Hemat kita, sikap dakwah Islam adalah harus melibatkan ketiga pendekatan/langgam dakwah tersebut, yakni bil yad, bil lisan dan bil qalbi. Jadi untuk masyarakat kota, karena telah banyak dilakukan dengan pendekatan bil yad, maka sekarang diusahakan penggabungan dengan pendekatan bil qalbi. Di kota sudah mulai terasa keresahan rohani dan kejenuhan terhadap gejala modern, maka dapat diusahakan dan dibentuk kelompok-kelompok yasinan misalnya atau semacam amalan dzikrullah. Dengan pendekatan ini akan memberikan makna yang dalam, misalnya ketenangan batin, ketenteraaman, kepasrahan, dan sebagainya. Disamping itu, di kota juga diperlukan pendekatan dakwah bil lisan, misalnya senantiasa menyuburkan dialog Islam terbuka, seminar dakwah islam dalam rangka menggali teori-teori baru yang berkaitan dengan strategi dakwah.

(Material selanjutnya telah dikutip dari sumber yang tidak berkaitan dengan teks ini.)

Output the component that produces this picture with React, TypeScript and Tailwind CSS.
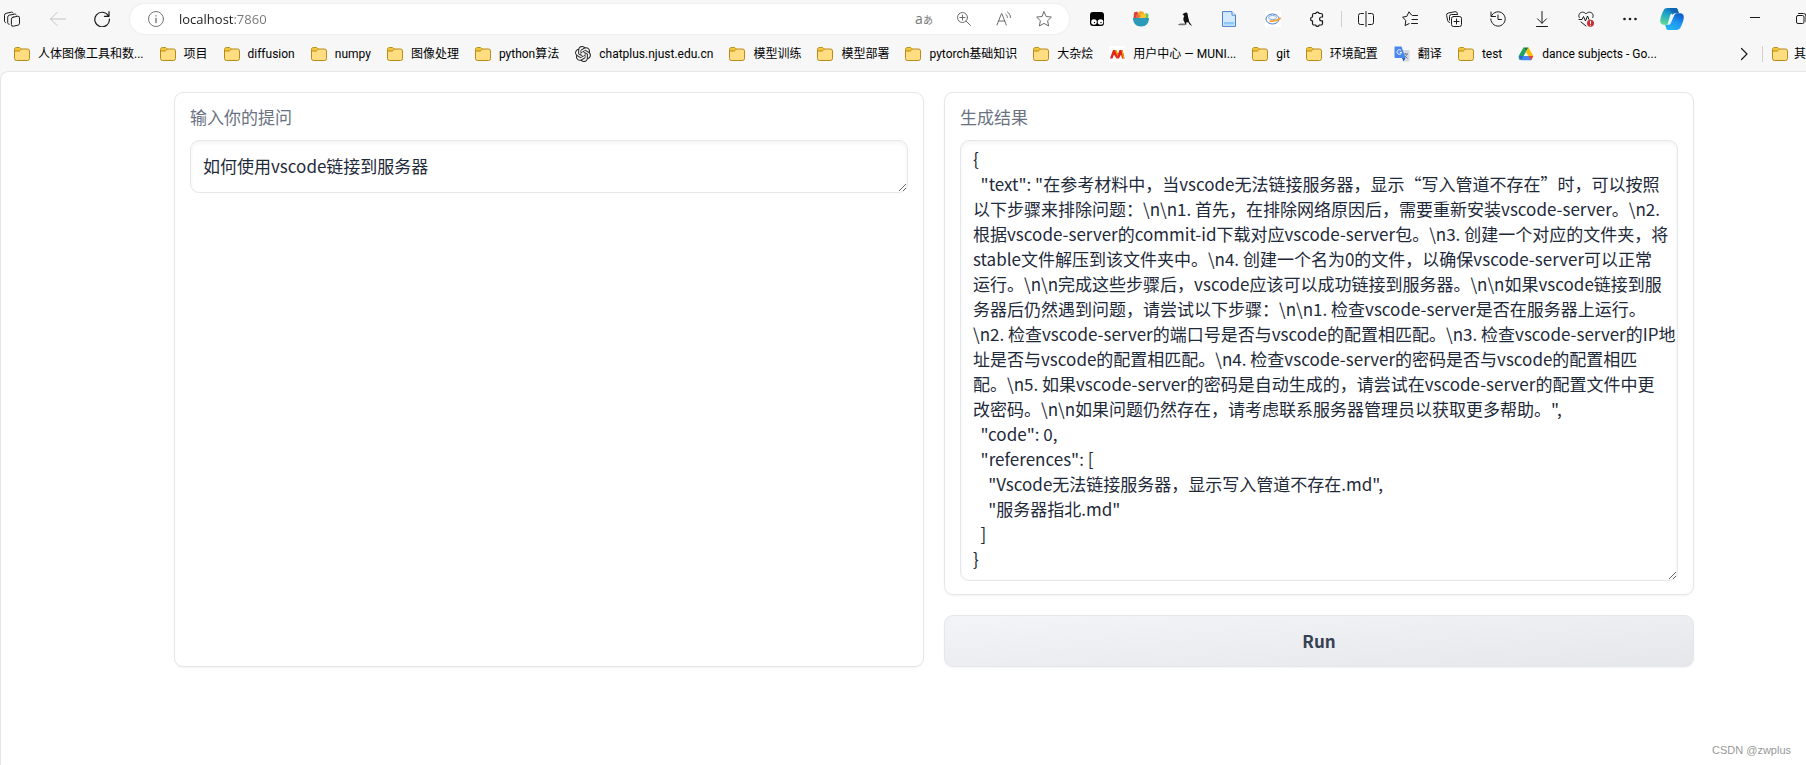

Apapun tentang pendekatan dakwah Islam dalam masyarakat di pedesaan, dapat dipastikan bahwa pergeseran nilai dan kecenderungan masyarakat sebagaimana dialami oleh masyarakat perkotaan akan menimpa pula di pedesaan. Akan tetapi kecenderungan itu belum begitu terasa. Oleh karena itu sebagai antisipatif dakwahnya, maka pendekatan dakwah di desa harus segera diubah. Kalau tadinya di desa banyak menggunakan pendekatan bil qalbi, maka sekarang telah saatnya lebih diutamakan pendekatan bil yad. Maksudnya tidak lain agar masyarakat desa tidak hanya menghidupkan kelompok-kelompok shalawatan, yasinan saja, tetapi juga amal kongkrit dalam urusan kemasyarakatan (pembangunan) dalam membentuk masyarakat yang madani di pedesaan, seimbang antara dunia dan akhirat. Membangun lembaga-lembaga social ekonomi, pendidikan yang berbasis wong cilik, pelayanan kesehatan dan kesejahteraan masyarakat harus digalakkan di desa.
Upaya inilah yang kita yakini merupakan sebagaian dari alternative pemecahan masalah yang dihadapi oleh umat. Sebab berbicara tentang dakwah pada hakekatnya adalah berbicara tentang umat dengan segala permasalahannya. Sekecil apapun yang kita lakukan dalam upaya dakwah,  itulah yang terbaik bagi kita. Wallahu a’lam.